--- Task details ---
Quote every line as written. Omit pictures.
▬▬▬▬▬▬▬▬▬▬
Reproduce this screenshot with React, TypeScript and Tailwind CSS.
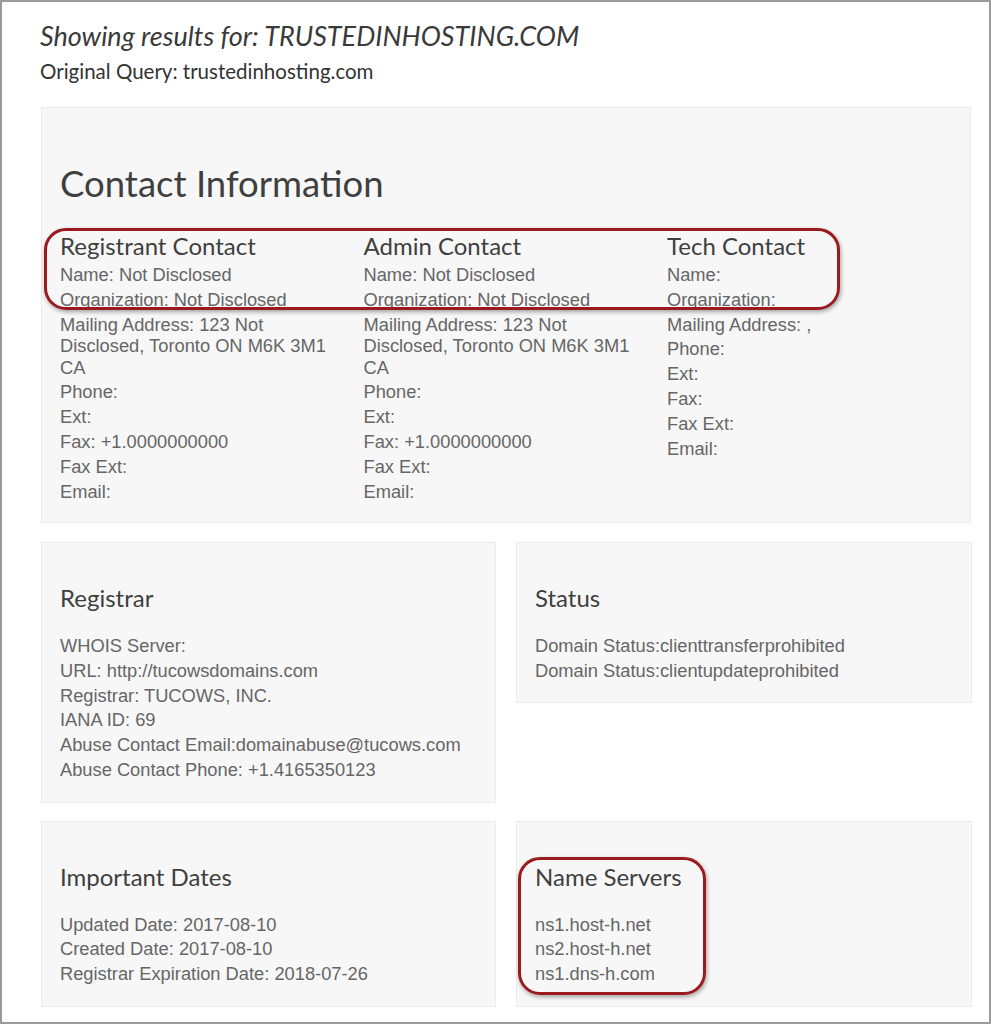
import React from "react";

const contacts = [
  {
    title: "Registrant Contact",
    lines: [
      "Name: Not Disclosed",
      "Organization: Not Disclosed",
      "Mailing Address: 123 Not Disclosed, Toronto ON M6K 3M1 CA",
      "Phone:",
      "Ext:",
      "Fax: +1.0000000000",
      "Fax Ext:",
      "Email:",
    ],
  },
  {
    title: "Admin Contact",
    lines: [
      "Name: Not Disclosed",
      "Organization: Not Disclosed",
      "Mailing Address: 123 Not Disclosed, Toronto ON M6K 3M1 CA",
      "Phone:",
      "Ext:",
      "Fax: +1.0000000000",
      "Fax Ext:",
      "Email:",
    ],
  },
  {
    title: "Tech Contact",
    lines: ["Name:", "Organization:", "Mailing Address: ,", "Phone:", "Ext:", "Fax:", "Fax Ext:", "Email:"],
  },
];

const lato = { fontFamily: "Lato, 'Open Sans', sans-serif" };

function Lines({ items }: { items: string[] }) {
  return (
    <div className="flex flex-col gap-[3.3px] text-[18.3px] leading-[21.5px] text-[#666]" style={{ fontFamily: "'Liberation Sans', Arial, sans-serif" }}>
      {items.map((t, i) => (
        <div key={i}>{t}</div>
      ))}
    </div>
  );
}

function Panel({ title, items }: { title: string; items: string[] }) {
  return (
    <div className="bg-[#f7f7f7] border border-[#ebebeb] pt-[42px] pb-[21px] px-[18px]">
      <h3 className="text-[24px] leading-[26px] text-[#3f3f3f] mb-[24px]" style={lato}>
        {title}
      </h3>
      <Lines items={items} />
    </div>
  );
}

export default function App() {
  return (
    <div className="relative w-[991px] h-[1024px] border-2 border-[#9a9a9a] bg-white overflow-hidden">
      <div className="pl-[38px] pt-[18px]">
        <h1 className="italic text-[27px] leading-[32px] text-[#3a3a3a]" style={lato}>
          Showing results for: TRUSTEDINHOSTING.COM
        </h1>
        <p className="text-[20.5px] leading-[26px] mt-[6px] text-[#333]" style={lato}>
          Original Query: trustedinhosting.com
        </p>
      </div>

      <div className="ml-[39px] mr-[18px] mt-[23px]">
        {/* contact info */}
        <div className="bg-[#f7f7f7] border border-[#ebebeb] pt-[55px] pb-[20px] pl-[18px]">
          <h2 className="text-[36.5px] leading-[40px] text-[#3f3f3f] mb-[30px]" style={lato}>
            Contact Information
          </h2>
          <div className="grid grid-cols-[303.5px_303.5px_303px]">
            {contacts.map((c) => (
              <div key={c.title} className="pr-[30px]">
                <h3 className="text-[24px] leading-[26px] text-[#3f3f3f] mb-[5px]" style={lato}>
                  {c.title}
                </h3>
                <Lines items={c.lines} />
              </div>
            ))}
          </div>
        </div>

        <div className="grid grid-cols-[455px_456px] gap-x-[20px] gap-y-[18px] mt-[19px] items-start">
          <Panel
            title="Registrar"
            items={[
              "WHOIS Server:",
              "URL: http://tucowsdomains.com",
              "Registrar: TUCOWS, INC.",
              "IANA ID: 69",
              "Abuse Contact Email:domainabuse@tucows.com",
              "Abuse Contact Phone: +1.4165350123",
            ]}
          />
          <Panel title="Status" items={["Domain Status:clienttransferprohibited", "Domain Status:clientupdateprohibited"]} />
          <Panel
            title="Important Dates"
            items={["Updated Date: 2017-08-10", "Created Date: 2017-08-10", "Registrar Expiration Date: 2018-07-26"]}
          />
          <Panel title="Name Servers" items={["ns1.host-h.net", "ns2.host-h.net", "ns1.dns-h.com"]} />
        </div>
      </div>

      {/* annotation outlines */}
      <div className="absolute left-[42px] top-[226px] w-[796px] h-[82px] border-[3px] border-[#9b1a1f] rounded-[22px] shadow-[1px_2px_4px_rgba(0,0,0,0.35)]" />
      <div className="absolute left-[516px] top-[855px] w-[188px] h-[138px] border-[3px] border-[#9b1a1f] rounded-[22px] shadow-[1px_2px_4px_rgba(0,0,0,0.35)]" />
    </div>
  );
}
▬▬▬▬▬▬▬▬▬▬
--- Full answer ---
Reproduce this screenshot with React, TypeScript and Tailwind CSS.
import React from "react";

const contacts = [
  {
    title: "Registrant Contact",
    lines: [
      "Name: Not Disclosed",
      "Organization: Not Disclosed",
      "Mailing Address: 123 Not Disclosed, Toronto ON M6K 3M1 CA",
      "Phone:",
      "Ext:",
      "Fax: +1.0000000000",
      "Fax Ext:",
      "Email:",
    ],
  },
  {
    title: "Admin Contact",
    lines: [
      "Name: Not Disclosed",
      "Organization: Not Disclosed",
      "Mailing Address: 123 Not Disclosed, Toronto ON M6K 3M1 CA",
      "Phone:",
      "Ext:",
      "Fax: +1.0000000000",
      "Fax Ext:",
      "Email:",
    ],
  },
  {
    title: "Tech Contact",
    lines: ["Name:", "Organization:", "Mailing Address: ,", "Phone:", "Ext:", "Fax:", "Fax Ext:", "Email:"],
  },
];

const lato = { fontFamily: "Lato, 'Open Sans', sans-serif" };

function Lines({ items }: { items: string[] }) {
  return (
    <div className="flex flex-col gap-[3.3px] text-[18.3px] leading-[21.5px] text-[#666]" style={{ fontFamily: "'Liberation Sans', Arial, sans-serif" }}>
      {items.map((t, i) => (
        <div key={i}>{t}</div>
      ))}
    </div>
  );
}

function Panel({ title, items }: { title: string; items: string[] }) {
  return (
    <div className="bg-[#f7f7f7] border border-[#ebebeb] pt-[42px] pb-[21px] px-[18px]">
      <h3 className="text-[24px] leading-[26px] text-[#3f3f3f] mb-[24px]" style={lato}>
        {title}
      </h3>
      <Lines items={items} />
    </div>
  );
}

export default function App() {
  return (
    <div className="relative w-[991px] h-[1024px] border-2 border-[#9a9a9a] bg-white overflow-hidden">
      <div className="pl-[38px] pt-[18px]">
        <h1 className="italic text-[27px] leading-[32px] text-[#3a3a3a]" style={lato}>
          Showing results for: TRUSTEDINHOSTING.COM
        </h1>
        <p className="text-[20.5px] leading-[26px] mt-[6px] text-[#333]" style={lato}>
          Original Query: trustedinhosting.com
        </p>
      </div>

      <div className="ml-[39px] mr-[18px] mt-[23px]">
        {/* contact info */}
        <div className="bg-[#f7f7f7] border border-[#ebebeb] pt-[55px] pb-[20px] pl-[18px]">
          <h2 className="text-[36.5px] leading-[40px] text-[#3f3f3f] mb-[30px]" style={lato}>
            Contact Information
          </h2>
          <div className="grid grid-cols-[303.5px_303.5px_303px]">
            {contacts.map((c) => (
              <div key={c.title} className="pr-[30px]">
                <h3 className="text-[24px] leading-[26px] text-[#3f3f3f] mb-[5px]" style={lato}>
                  {c.title}
                </h3>
                <Lines items={c.lines} />
              </div>
            ))}
          </div>
        </div>

        <div className="grid grid-cols-[455px_456px] gap-x-[20px] gap-y-[18px] mt-[19px] items-start">
          <Panel
            title="Registrar"
            items={[
              "WHOIS Server:",
              "URL: http://tucowsdomains.com",
              "Registrar: TUCOWS, INC.",
              "IANA ID: 69",
              "Abuse Contact Email:domainabuse@tucows.com",
              "Abuse Contact Phone: +1.4165350123",
            ]}
          />
          <Panel title="Status" items={["Domain Status:clienttransferprohibited", "Domain Status:clientupdateprohibited"]} />
          <Panel
            title="Important Dates"
            items={["Updated Date: 2017-08-10", "Created Date: 2017-08-10", "Registrar Expiration Date: 2018-07-26"]}
          />
          <Panel title="Name Servers" items={["ns1.host-h.net", "ns2.host-h.net", "ns1.dns-h.com"]} />
        </div>
      </div>

      {/* annotation outlines */}
      <div className="absolute left-[42px] top-[226px] w-[796px] h-[82px] border-[3px] border-[#9b1a1f] rounded-[22px] shadow-[1px_2px_4px_rgba(0,0,0,0.35)]" />
      <div className="absolute left-[516px] top-[855px] w-[188px] h-[138px] border-[3px] border-[#9b1a1f] rounded-[22px] shadow-[1px_2px_4px_rgba(0,0,0,0.35)]" />
    </div>
  );
}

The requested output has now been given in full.